» **RECORDED DATA**
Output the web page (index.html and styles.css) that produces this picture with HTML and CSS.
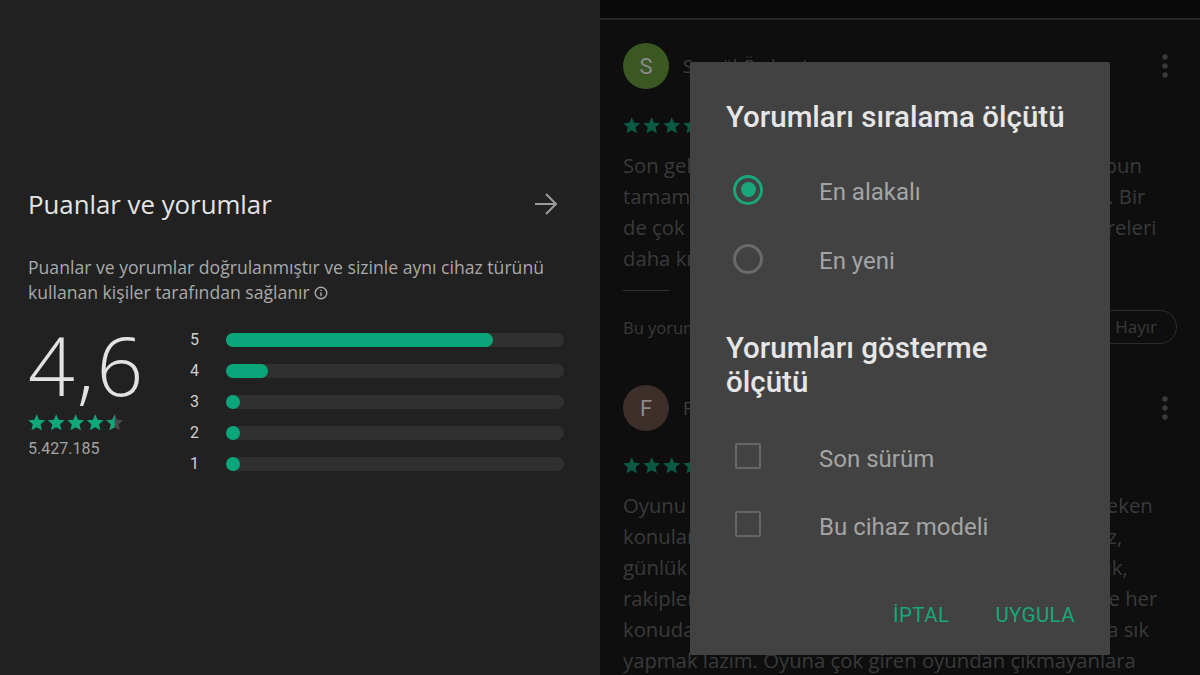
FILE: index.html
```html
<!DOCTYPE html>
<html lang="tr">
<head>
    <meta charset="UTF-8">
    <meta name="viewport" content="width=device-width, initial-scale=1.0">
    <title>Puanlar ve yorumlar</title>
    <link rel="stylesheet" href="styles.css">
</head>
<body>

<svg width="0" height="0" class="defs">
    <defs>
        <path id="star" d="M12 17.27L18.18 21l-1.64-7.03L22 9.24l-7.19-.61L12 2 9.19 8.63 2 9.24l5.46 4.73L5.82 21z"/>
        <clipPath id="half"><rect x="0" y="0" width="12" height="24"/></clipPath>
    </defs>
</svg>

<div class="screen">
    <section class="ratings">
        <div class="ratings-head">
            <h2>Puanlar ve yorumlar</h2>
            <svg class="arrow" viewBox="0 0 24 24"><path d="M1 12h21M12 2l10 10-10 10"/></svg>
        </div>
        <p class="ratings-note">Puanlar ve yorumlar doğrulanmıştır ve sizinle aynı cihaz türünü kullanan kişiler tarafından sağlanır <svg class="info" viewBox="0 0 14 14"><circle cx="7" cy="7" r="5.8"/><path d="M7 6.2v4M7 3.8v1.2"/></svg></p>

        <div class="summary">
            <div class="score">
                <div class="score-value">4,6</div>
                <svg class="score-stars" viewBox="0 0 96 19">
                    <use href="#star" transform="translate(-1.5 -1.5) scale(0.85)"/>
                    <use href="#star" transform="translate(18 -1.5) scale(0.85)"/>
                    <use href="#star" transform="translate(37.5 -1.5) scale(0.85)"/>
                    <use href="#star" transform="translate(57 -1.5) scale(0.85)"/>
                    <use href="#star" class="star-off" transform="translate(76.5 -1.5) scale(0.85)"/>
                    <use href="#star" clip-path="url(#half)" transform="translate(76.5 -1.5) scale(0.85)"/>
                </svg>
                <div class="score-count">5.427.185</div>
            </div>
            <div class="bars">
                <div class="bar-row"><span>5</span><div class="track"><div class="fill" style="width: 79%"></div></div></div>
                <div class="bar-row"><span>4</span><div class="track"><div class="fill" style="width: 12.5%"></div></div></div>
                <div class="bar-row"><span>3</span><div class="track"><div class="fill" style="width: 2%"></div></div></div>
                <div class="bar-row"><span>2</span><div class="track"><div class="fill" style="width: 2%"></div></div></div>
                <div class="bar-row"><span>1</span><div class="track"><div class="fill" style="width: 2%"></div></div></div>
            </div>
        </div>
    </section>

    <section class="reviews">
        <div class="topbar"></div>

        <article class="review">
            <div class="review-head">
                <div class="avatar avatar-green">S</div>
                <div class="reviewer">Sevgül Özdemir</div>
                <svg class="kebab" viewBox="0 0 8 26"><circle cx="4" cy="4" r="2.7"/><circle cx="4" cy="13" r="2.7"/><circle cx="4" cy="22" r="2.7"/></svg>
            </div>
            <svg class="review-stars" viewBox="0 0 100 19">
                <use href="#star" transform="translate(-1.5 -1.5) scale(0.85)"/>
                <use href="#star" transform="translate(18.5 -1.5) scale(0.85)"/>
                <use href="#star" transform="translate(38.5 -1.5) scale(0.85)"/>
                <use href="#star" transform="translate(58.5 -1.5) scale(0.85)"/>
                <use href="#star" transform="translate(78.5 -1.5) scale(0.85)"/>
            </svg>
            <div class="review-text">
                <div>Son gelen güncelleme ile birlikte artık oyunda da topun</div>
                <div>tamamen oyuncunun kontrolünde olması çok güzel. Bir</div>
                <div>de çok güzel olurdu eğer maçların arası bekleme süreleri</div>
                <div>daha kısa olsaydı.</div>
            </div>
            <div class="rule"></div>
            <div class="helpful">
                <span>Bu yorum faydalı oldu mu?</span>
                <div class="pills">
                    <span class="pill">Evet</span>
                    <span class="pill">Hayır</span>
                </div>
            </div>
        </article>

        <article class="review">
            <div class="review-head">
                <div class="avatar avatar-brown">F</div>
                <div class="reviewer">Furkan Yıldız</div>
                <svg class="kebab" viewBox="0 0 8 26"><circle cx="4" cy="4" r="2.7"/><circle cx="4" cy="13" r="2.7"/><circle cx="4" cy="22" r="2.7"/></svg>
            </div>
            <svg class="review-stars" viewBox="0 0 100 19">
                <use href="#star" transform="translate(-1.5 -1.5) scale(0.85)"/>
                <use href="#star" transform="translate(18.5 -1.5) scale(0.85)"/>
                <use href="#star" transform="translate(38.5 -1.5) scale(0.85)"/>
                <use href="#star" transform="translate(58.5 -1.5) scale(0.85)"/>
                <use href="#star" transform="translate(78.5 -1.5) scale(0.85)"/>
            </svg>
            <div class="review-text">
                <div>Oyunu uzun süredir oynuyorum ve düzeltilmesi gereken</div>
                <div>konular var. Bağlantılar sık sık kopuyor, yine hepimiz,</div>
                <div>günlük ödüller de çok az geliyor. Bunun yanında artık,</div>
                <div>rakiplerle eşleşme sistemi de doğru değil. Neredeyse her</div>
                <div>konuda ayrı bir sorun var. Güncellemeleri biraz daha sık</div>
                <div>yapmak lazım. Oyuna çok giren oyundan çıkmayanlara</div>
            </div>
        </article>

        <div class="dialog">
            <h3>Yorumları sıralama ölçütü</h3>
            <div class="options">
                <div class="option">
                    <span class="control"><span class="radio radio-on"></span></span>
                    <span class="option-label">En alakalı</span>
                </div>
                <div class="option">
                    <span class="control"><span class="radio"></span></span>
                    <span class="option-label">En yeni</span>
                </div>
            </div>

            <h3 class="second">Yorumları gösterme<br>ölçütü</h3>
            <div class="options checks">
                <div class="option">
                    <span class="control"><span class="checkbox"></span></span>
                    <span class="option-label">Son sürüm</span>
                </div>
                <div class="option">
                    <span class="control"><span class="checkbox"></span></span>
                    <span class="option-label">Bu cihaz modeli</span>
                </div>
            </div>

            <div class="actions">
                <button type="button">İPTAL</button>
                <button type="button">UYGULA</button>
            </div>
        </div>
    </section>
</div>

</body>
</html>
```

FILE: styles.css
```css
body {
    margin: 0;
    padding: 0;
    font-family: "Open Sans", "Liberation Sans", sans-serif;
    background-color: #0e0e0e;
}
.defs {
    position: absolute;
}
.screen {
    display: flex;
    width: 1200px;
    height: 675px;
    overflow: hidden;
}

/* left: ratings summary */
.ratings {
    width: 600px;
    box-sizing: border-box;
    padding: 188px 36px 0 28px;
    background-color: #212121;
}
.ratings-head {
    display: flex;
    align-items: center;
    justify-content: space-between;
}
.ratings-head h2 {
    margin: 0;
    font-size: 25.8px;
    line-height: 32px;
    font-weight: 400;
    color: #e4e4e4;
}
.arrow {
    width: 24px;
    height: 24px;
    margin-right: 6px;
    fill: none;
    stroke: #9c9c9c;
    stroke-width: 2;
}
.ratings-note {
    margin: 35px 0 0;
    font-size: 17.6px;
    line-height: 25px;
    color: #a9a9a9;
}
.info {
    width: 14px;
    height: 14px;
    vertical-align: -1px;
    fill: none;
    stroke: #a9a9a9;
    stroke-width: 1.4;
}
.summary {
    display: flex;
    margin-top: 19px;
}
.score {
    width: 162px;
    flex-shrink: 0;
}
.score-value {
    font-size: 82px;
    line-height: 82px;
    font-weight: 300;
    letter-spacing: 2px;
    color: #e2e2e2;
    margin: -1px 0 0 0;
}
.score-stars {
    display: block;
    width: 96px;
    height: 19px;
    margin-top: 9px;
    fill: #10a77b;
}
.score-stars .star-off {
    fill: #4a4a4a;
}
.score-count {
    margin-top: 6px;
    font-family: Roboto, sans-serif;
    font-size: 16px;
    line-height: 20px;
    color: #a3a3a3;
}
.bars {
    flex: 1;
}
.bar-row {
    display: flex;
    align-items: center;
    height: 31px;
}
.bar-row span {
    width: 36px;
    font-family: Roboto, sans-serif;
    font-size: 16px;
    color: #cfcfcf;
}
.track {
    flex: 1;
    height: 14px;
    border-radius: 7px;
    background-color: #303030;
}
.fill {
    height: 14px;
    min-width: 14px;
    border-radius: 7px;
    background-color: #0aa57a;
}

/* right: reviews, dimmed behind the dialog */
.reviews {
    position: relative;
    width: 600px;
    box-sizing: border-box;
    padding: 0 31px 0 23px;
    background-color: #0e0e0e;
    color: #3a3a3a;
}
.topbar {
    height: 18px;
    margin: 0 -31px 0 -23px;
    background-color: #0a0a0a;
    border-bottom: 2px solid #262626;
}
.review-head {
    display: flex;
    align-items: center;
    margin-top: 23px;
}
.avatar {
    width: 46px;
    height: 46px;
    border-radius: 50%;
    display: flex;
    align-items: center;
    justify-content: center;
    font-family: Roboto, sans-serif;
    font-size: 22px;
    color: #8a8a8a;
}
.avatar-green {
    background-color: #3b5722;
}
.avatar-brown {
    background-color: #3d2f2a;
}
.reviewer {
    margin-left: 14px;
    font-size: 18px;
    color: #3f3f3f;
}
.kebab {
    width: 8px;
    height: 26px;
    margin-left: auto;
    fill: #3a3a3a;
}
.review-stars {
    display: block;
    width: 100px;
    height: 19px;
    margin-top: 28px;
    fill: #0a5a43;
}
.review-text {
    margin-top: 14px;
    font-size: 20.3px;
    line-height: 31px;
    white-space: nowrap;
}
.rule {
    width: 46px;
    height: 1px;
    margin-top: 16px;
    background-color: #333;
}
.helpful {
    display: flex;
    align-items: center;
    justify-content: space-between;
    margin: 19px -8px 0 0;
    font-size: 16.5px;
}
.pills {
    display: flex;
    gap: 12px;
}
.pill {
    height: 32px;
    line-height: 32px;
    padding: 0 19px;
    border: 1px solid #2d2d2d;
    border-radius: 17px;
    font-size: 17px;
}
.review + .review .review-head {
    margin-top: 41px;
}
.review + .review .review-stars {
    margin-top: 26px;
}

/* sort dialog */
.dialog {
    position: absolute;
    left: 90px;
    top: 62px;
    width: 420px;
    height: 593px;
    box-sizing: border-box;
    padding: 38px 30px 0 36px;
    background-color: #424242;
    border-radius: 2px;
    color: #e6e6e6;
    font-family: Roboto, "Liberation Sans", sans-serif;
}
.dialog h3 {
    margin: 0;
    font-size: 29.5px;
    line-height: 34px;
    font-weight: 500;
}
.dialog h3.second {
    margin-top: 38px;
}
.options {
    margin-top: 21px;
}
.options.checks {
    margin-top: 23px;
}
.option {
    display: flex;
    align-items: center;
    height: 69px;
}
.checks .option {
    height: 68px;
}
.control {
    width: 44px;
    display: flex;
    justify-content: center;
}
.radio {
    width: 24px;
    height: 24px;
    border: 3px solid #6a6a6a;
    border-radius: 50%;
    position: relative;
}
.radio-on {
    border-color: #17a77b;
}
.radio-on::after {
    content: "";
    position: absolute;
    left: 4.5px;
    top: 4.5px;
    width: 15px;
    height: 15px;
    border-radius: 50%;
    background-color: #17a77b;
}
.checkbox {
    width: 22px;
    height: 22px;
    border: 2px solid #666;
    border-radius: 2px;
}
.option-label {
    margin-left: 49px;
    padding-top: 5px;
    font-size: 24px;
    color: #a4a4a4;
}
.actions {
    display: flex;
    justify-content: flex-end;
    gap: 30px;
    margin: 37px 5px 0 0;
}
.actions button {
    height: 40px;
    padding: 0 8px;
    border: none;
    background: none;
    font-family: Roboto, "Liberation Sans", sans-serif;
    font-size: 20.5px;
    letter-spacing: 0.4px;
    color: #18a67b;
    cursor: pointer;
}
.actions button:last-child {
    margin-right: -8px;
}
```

» **TASK TO CARRY OUT**
From the listing above, report the number of lines containing the string "index", without any accompanying remarks.

» **TASK SOLUTION**
2